-->

KMWorld 2024 Is Nov. 18-21 in Washington, DC. Register now for Super Early Bird Savings!

Information Analysis and the Content Supply Chain

Access to content in many different formats has been growing in importance as companies and government institutions attempt to get a better handle on the information at their disposal. A significant portion of IT investments in the last two years has gone into applications that extend beyond more traditional CRM, ERP and database applications to reach toward a new class of content management, document management, collaboration and search and categorization solutions.
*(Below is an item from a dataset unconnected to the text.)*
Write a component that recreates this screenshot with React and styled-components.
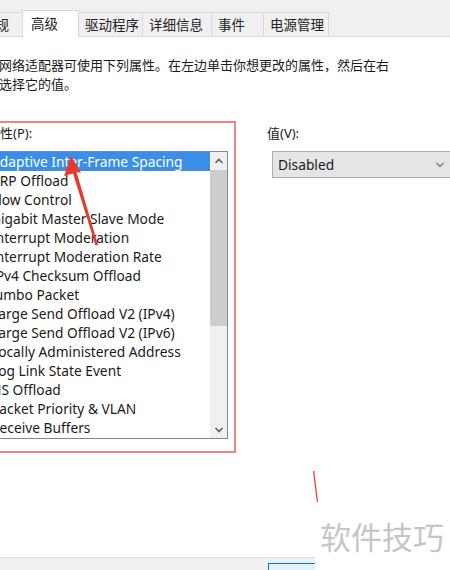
import React from 'react'
import styled, { createGlobalStyle } from 'styled-components'

const GlobalStyle = createGlobalStyle`
  body {
    margin: 0;
    background: #fff;
  }
`

const Window = styled.div`
  width: 450px;
  height: 570px;
  position: relative;
  overflow: hidden;
  display: flex;
  flex-direction: column;
  background: #fff;
  color: #111;
  font-family: "Noto Sans", "Noto Sans CJK SC", sans-serif;
  font-size: 13px;
`

const TabStrip = styled.div`
  height: 37px;
  box-sizing: border-box;
  display: flex;
  align-items: flex-end;
  background: #f0f0f0;
  border-bottom: 1px solid #d9d9d9;
  margin-left: -25px;
`

const Tab = styled.div`
  flex-shrink: 0;
  width: ${p => p.w}px;
  height: ${p => (p.active ? 27 : 24)}px;
  box-sizing: border-box;
  margin-bottom: ${p => (p.active ? -1 : 0)}px;
  padding-left: ${p => (p.active ? 8 : 6)}px;
  background: ${p => (p.active ? '#fff' : '#f0f0f0')};
  border: 1px solid #d9d9d9;
  border-bottom: none;
  margin-right: -1px;
  font-family: "Noto Sans CJK SC", sans-serif;
  font-size: 13.5px;
  line-height: ${p => (p.active ? 24 : 23)}px;
  white-space: nowrap;
  color: #222;
  position: relative;
  z-index: ${p => (p.active ? 1 : 0)};
`

const Description = styled.p`
  margin: 18px 0 0 -14px;
  font-family: "Noto Sans CJK SC", sans-serif;
  font-size: 13px;
  line-height: 19px;
  white-space: nowrap;
  color: #1a1a1a;
`

const GroupRow = styled.div`
  display: flex;
  align-items: flex-start;
  margin: 28px 0 0 -21px;
`

const GroupBox = styled.div`
  flex-shrink: 0;
  width: 257px;
  box-sizing: border-box;
  border: 2px solid #e98787;
  padding: 1px 6px 12px 9px;
`

const Label = styled.div`
  height: 19px;
  line-height: 19px;
  margin-left: ${p => p.shift || 0}px;
  font-family: "Noto Sans", "Noto Sans CJK SC", sans-serif;
  font-size: 13px;
  color: #1a1a1a;
`

const ListBox = styled.div`
  margin-top: 8px;
  height: 288px;
  box-sizing: border-box;
  border: 1px solid #828790;
  display: flex;
  background: #fff;
`

const Items = styled.div`
  flex: 1;
  overflow: hidden;
`

const Item = styled.div`
  height: 19px;
  line-height: 19px;
  padding-left: 0;
  font-size: 13.75px;
  white-space: nowrap;
  background: ${p => (p.selected ? '#3a8ee8' : 'transparent')};
  color: ${p => (p.selected ? '#fff' : '#1a1a1a')};
`

const ScrollBar = styled.div`
  width: 17px;
  display: flex;
  flex-direction: column;
  background: #f0f0f0;
`

const ScrollButton = styled.div`
  height: 17px;
  display: flex;
  align-items: center;
  justify-content: center;
`

const Thumb = styled.div`
  height: 156px;
  margin-top: 1px;
  background: #cdcdcd;
`

const Track = styled.div`
  flex: 1;
`

const ValueColumn = styled.div`
  flex-shrink: 0;
  margin: 3px 0 0 31px;
  display: flex;
  flex-direction: column;
`

const Select = styled.div`
  margin: 8px 0 0 5px;
  width: 200px;
  height: 27px;
  box-sizing: border-box;
  border: 1px solid #adadad;
  background: #e5e5e5;
  display: flex;
  align-items: center;
  padding-left: 5px;
  font-size: 13.75px;
  color: #1a1a1a;
  svg {
    margin-left: auto;
    margin-right: 26px;
  }
`

const Footer = styled.div`
  margin-top: auto;
  height: 13px;
  box-sizing: border-box;
  background: #f0f0f0;
  border-top: 1px solid #dcdcdc;
  padding: 5px 0 0 268px;
  overflow: hidden;
`

const FooterButton = styled.div`
  width: 75px;
  height: 23px;
  box-sizing: border-box;
  border: 1px solid #0078d7;
  background: #e5f1fb;
`

const Annotations = styled.svg`
  position: absolute;
  left: 0;
  top: 0;
  pointer-events: none;
`

const Watermark = styled.div`
  position: absolute;
  right: 0;
  bottom: 0;
  width: 135px;
  height: 55px;
  box-sizing: border-box;
  padding: 3px 0 0 5px;
  background: #fff;
  font-family: "Noto Sans CJK SC", sans-serif;
  font-size: 31px;
  line-height: 36px;
  color: #c6c6c6;
  white-space: nowrap;
`

const tabs = [
  { label: '常规', w: 48 },
  { label: '高级', w: 57, active: true },
  { label: '驱动程序', w: 65 },
  { label: '详细信息', w: 70 },
  { label: '事件', w: 53 },
  { label: '电源管理', w: 66 },
]

const properties = [
  'Adaptive Inter-Frame Spacing',
  'ARP Offload',
  'Flow Control',
  'Gigabit Master Slave Mode',
  'Interrupt Moderation',
  'Interrupt Moderation Rate',
  'IPv4 Checksum Offload',
  'Jumbo Packet',
  'Large Send Offload V2 (IPv4)',
  'Large Send Offload V2 (IPv6)',
  'Locally Administered Address',
  'Log Link State Event',
  'NS Offload',
  'Packet Priority & VLAN',
  'Receive Buffers',
]

const Chevron = ({ up, color = '#606060', w = 1.6 }) => (
  <svg width="10" height="8" viewBox="0 0 10 8">
    <polyline
      points={up ? '1.5,6 5,2.5 8.5,6' : '1.5,2 5,5.5 8.5,2'}
      fill="none"
      stroke={color}
      strokeWidth={w}
    />
  </svg>
)

const App = () => {
  return (
    <>
      <GlobalStyle />
      <Window>
        <TabStrip>
          {tabs.map(t => (
            <Tab key={t.label} w={t.w} active={t.active}>{t.label}</Tab>
          ))}
        </TabStrip>

        <Description>
          此网络适配器可使用下列属性。在左边单击你想更改的属性，然后在右
          <br />
          边选择它的值。
        </Description>

        <GroupRow>
          <GroupBox>
            <Label shift={-3}>属性(P):</Label>
            <ListBox>
              <Items>
                {properties.map((p, i) => (
                  <Item key={p} selected={i === 0}>{p}</Item>
                ))}
              </Items>
              <ScrollBar>
                <ScrollButton><Chevron up /></ScrollButton>
                <Thumb />
                <Track />
                <ScrollButton><Chevron /></ScrollButton>
              </ScrollBar>
            </ListBox>
          </GroupBox>

          <ValueColumn>
            <Label>值(V):</Label>
            <Select>
              Disabled
              <Chevron color="#707070" w={1.1} />
            </Select>
          </ValueColumn>
        </GroupRow>

        <Footer>
          <FooterButton />
        </Footer>

        <Annotations width="450" height="570" viewBox="0 0 450 570">
          <polygon
            points="71,156 81,173 76.5,172 98,245 95.5,245.5 73,173.5 64,176"
            fill="#e8392f"
          />
          <polygon points="313,471 314.3,471 318,502 316.8,502" fill="#e8392f" />
        </Annotations>

        <Watermark>软件技巧</Watermark>
      </Window>
    </>
  )
}

export default App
This push really has to do with managing what we might call the “information supply chain.” In so doing, information (input) comes from all potential sources, as information can lie anywhere and must yield knowledge (output) that is actionable and comprehensive. To achieve this, the knowledge output must be accessible in timely fashion, and, more importantly, must be accurate or accompanied with a relevance measure that allows the decision-maker to assess its potential usefulness or credibility.

This brings us to what we believe to be a basic tenet of knowledge management, namely that the primary difference between information and knowledge is relevance. This, above all else, leads organizations to require an information workflow solution.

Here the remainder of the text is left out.